Heady, self-loathing, and occasionally overwrought, the Ohio singer and producer’s new album plays like an obsessive process document of internet-mediated anxiety.
brakence’s songs surge with combative angst and agitate with electronic detail, never resolving to easy conclusions. “argyle,” the lead single from the 20-year-old singer-songwriter’s new album, hypochondriac, is indecisive, a spiraling emo-pop garden without a path. As brakence wrestles with dissatisfaction at his music career (“I was tryna make a living/Well, I did, and now I don’t wanna live at all”), his drums feel just as speculative, wandering between careful, metallic snares and clipped scratches.
In July, a fellow producer asked the r/brakence fan subreddit for advice on how to make similarly distinct sounds. brakence himself answered, rattling off different technical approaches, linking some sample packs to try out, and offering a visual exercise: “Try closing your eyes and ask, what do my [percussion samples], or the beat in general, feel like?” he suggested. “Wood? Oil in a frying pan? Water droplets? Bugs? Industrial machines? [...] Use your imagination!”
Despite its surface-level similarity, brakence’s music doesn’t originate in hyperpop, as he’s often categorized, but painstaking beatcraft. He’s a self-described “synth nerd from the suburbs,” one of many Ableton wunderkinds who, in the wake of the 2010s EDM boom, found a home in an online ecosystem of traded samples and tutorials, staggered drum programming indebted to the L.A. beat scene, and vibe-based YouTube channels. Although brakence is somewhat private—he didn’t reveal his face until a couple years into his career—he’s become a zoomer star with an eager internet audience. On hypochondriac, he warps pop structures with gauzy sound design and hair-trigger songwriting, always bristling at the ill-fitting expectations of his artistic persona.
hypochondriac upgrades the woozy beat-tape presentation of brakence’s previous albums to a neurotic polish, so thick with effort that its psychic assault can sometimes be hard to take. He cocoons himself within his audio software to tweak his songs as they stack and unfurl. On “5g,” his feverish, drill-inspired instrumental and emo rap hooks feel like they’re in different dimensions, held together by a ghost in the machine. Vocal samples surface like glitches in the Matrix, often with a disarming, nerdy sense of humor: On “caffeine,” he reimagines the infamous Super Smash Bros. Melee “wombo combo” soundbite as an EDM riser.
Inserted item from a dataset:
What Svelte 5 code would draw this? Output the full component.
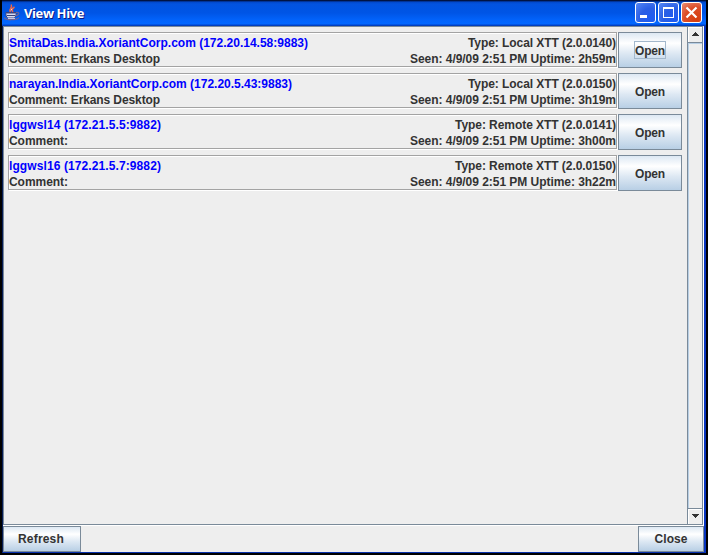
<script>
  const hosts = [
    { name: 'SmitaDas.India.XoriantCorp.com (172.20.14.58:9883)', nw: 299, comment: 'Comment: Erkans Desktop', cw: 151, type: 'Type: Local XTT (2.0.0140)', tw: 148, seen: 'Seen: 4/9/09 2:51 PM Uptime: 2h59m' },
    { name: 'narayan.India.XoriantCorp.com (172.20.5.43:9883)', nw: 283, comment: 'Comment: Erkans Desktop', cw: 151, type: 'Type: Local XTT (2.0.0150)', tw: 148, seen: 'Seen: 4/9/09 2:51 PM Uptime: 3h19m' },
    { name: 'lggwsl14 (172.21.5.5:9882)', nw: 152, comment: 'Comment:', cw: 59, type: 'Type: Remote XTT (2.0.0141)', tw: 161, seen: 'Seen: 4/9/09 2:51 PM Uptime: 3h00m' },
    { name: 'lggwsl16 (172.21.5.7:9882)', nw: 152, comment: 'Comment:', cw: 59, type: 'Type: Remote XTT (2.0.0150)', tw: 161, seen: 'Seen: 4/9/09 2:51 PM Uptime: 3h22m' }
  ];

  // Spreads a label over its fixed advance width.
  function fit(node, width) {
    const natural = node.getBoundingClientRect().width;
    const gap = (width - natural) / node.textContent.length;
    node.style.letterSpacing = `${gap}px`;
  }
</script>

<div class="window">
  <header>
    <svg class="cup" width="17" height="17" viewBox="0 0 17 17" fill="none">
      <path d="M6.5 8C4 5.5 9 4.2 7.2.5M9 8C7.2 6 8.5 4.2 10.5 3" stroke="#ee6545" stroke-width="1.5" />
      <path d="M7 6.5L8 4.5" stroke="#ffd2b8" />
      <path d="M2 8.5h10v2c0 2-1.3 3.5-2.5 3.5h-5C3 14 2 12.5 2 10.5Z" fill="#d6dcf2" stroke="#44447c" />
      <path d="M2.5 9h9M3 11.5h8" stroke="#39417c" />
      <path d="M12 8.5c4-1 3.5 2.8-.8 3.3M.5 13.5c0 3 12.5 3 14.5-.2" stroke="#6a6296" stroke-width="1.3" />
      <path d="M4 14.5h7" stroke="#c4c8e4" />
    </svg>
    <h1><span use:fit={60}>View Hive</span></h1>
    <div class="controls">
      <span class="ctl"><svg width="21" height="21"><path d="M5 13h7v3H5z" fill="#fff" /></svg></span>
      <span class="ctl"><svg width="21" height="21"><path d="M5 5h11v11H5zM6 7v8h9V7z" fill="#fff" fill-rule="evenodd" /></svg></span>
      <span class="ctl close"><svg width="21" height="21"><path d="M5.5 5.5l10 10m0-10l-10 10" stroke="#fff" stroke-width="2.2" /></svg></span>
    </div>
  </header>

  <div class="content">
    <main>
      <div class="list">
        {#each hosts as host, i}
          <div class="row">
            <div class="info">
              <div class="line"><span class="name" use:fit={host.nw}>{host.name}</span><span use:fit={host.tw}>{host.type}</span></div>
              <div class="line"><span use:fit={host.cw}>{host.comment}</span><span use:fit={206}>{host.seen}</span></div>
            </div>
            <button class="open" class:focused={i === 0}><span use:fit={30}>Open</span></button>
          </div>
        {/each}
      </div>
      <div class="scrollbar">
        <div class="arrow up"><svg width="9" height="5" shape-rendering="crispEdges"><path d="M4 0h1v1h1v1h1v1h1v1H1V3h1V2h1V1h1z" fill="#333" /></svg></div>
        <div class="track"></div>
        <div class="arrow down"><svg width="9" height="5" shape-rendering="crispEdges"><path d="M1 0h7v1H7v1H6v1H5v1H4V3H3V2H2V1H1z" fill="#333" /></svg></div>
      </div>
    </main>

    <footer>
      <button class="refresh"><span use:fit={46}>Refresh</span></button>
      <button class="dismiss"><span use:fit={33}>Close</span></button>
    </footer>
  </div>
</div>

<style>
  :global(body) { margin: 0; background: #000; }
  .window {
    box-sizing: border-box;
    width: 708px;
    height: 555px;
    padding: 0 2px 2px;
    background: #000;
    display: flex;
    flex-direction: column;
    font: bold 12px/16px "Liberation Sans", Arial, sans-serif;
    color: #333;
    overflow: hidden;
  }
  span { white-space: pre; }
  header {
    box-sizing: border-box;
    height: 26px;
    flex: none;
    display: flex;
    align-items: flex-start;
    padding: 0 4px 0 2px;
    background: linear-gradient(#00071c 0, #001f69 1px, #0148c9 2px, #0353df 4px, #0054e3 9px, #0055e6 13px, #0263fb 20px, #0267ff 24px, #0144c8 25px, #0239b5 26px);
  }
  .cup { margin-top: 4px; flex: none; }
  h1 {
    margin: 5px 0 0 3px;
    font: bold 13px/17px "Open Sans", "Noto Sans", sans-serif;
    color: #fff;
    text-shadow: 1px 1px #0a1883;
  }
  .controls { display: flex; gap: 2px; margin: 2px 0 0 auto; }
  .ctl {
    box-sizing: border-box;
    width: 21px;
    height: 21px;
    border: 1px solid #fff;
    border-radius: 3px;
    background: radial-gradient(circle at 80% 85%, #1f5cf0 10%, #2a5ee4 50%, #5284f4 95%);
  }
  .ctl svg { display: block; margin: -1px; }
  .close { background: radial-gradient(circle at 75% 85%, #d63f10, #dc4d28 55%, #ec9078 100%); }
  .content {
    flex: 1;
    min-height: 0;
    display: flex;
    flex-direction: column;
    border-left: 1px solid #061c55;
    border-right: 2px solid #0835bf;
    border-bottom: 1px solid #0831ad;
    background: #eee;
  }
  main {
    flex: 1;
    min-height: 0;
    display: flex;
    margin-right: 1px;
    border: 1px solid #7a8a99;
    box-shadow: 1px 1px #fff;
  }
  .list {
    flex: 1;
    display: flex;
    flex-direction: column;
    gap: 5px;
    padding: 5px 5px 0 4px;
  }
  .row { display: flex; height: 36px; }
  .info {
    box-sizing: border-box;
    width: 609px;
    height: 35px;
    margin-right: 1px;
    border: 1px solid #a3a3a3;
    box-shadow: inset 1px 1px #fff, 1px 1px #fff;
    padding-top: 2px;
  }
  .line { display: flex; justify-content: space-between; height: 16px; }
  .name { color: #00f; }
  button {
    box-sizing: border-box;
    display: flex;
    justify-content: center;
    align-items: center;
    padding: 0;
    border: 1px solid #7a8a99;
    border-radius: 0;
    background: linear-gradient(#dde8f3 0, #fff 30%, #dde8f3 60%, #b8cfe5 100%);
    color: #333;
    font: inherit;
  }
  .open { width: 64px; height: 36px; }
  .open span { height: 16px; line-height: 18px; }
  .focused span { outline: 1px solid #a3b8cc; }
  .scrollbar {
    box-sizing: border-box;
    width: 15px;
    border-left: 1px solid #7a8a99;
    display: flex;
    flex-direction: column;
  }
  .arrow {
    box-sizing: border-box;
    height: 16px;
    flex: none;
    display: flex;
    align-items: center;
    justify-content: center;
    box-shadow: inset 1px 1px #fff;
  }
  .up { border-bottom: 1px solid #7a8a99; }
  .down { border-top: 1px solid #7a8a99; }
  .track { flex: 1; border-left: 1px solid #b8cfe5; border-top: 1px solid #b8cfe5; }
  footer {
    box-sizing: border-box;
    height: 27px;
    flex: none;
    display: flex;
    justify-content: space-between;
    border-top: 1px solid #fff;
  }
  .refresh { width: 78px; padding-right: 2px; }
  .dismiss { width: 66px; }
</style>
Moments like these illuminate the album’s closest link to hyperpop: the way its litany of online reference points lets you see the gears turning in an artist’s head, soliciting emotional investment through audacity. brakence begins “caffeine” like a clunkier version of his 2018 single “effort,” with self-satisfied bars that recall the most annoying kind of YouTube rapper: “How this shit ain’t obvious to you? I’m not even 21/My music be the snobbiest, somehow I’m still gon’ get it done.” Two minutes in, he injects the track with Jersey club stimulants and becomes increasingly frantic until he sounds almost possessed. brakence’s irascible vocals pull from the streaming-era tones of singer-songwriters like EDEN, but lurch in all directions as his attitudes shift. They make fumbled overshares sting, like when he likens playing guitar to “finger-fuck[ing] strings” on “bugging!” But they also fill out his studied songs with volatile personality, making his intentions difficult to pin down.
On hypochondriac, brakence fixates on a familiar catch-22: the realization that when you express your vulnerability to an online audience—through a tweet, a lyric, or a DAW —the performance can curdle into something that feels dissociative, even parasitic, draining your energy as it rewards you with attention. “I hit control-alt-delete/And yet I can’t stop manufacturing heat,” he frets on “teeth”; constant visibility lingers at the back of his mind even when he’s alone. Some of his younger peers, like his touring partner Jane Remover or quinn, have worked in a similar songwriting mode before. Here, brakence makes his anxieties his muse. His solipsism can grate over a full album, but the wealth of imagery he finds to describe it—Greek mythology, DMT hallucinations, his titular fear for his health—gives hypochondriac a writerly quality.
This is a heady, self-loathing, and occasionally overwrought record, but its best songs stumble upon something earnest. The regimented pop groove of “cbd” pulls brakence out of his shell: Even as he insists no one cares for him, the smallness of his voice seems to reach out for connection. He finds pathos in clutter, too, like on album highlight “intellectual greed.” Tangled guitars, piano rolls, and electronic scrawls skitter across the track, as if brakence were crumpling up ideas and tossing them aside. “I know everything,” he sings, his voice overwhelmed with mania; he could be bragging about his musical technique, lamenting information overload, or lashing out at the millions of eyes watching him work. hypochondriac’s strength is how, in its obsessive commitment to an impenetrable style, it can suggest all of these readings at once.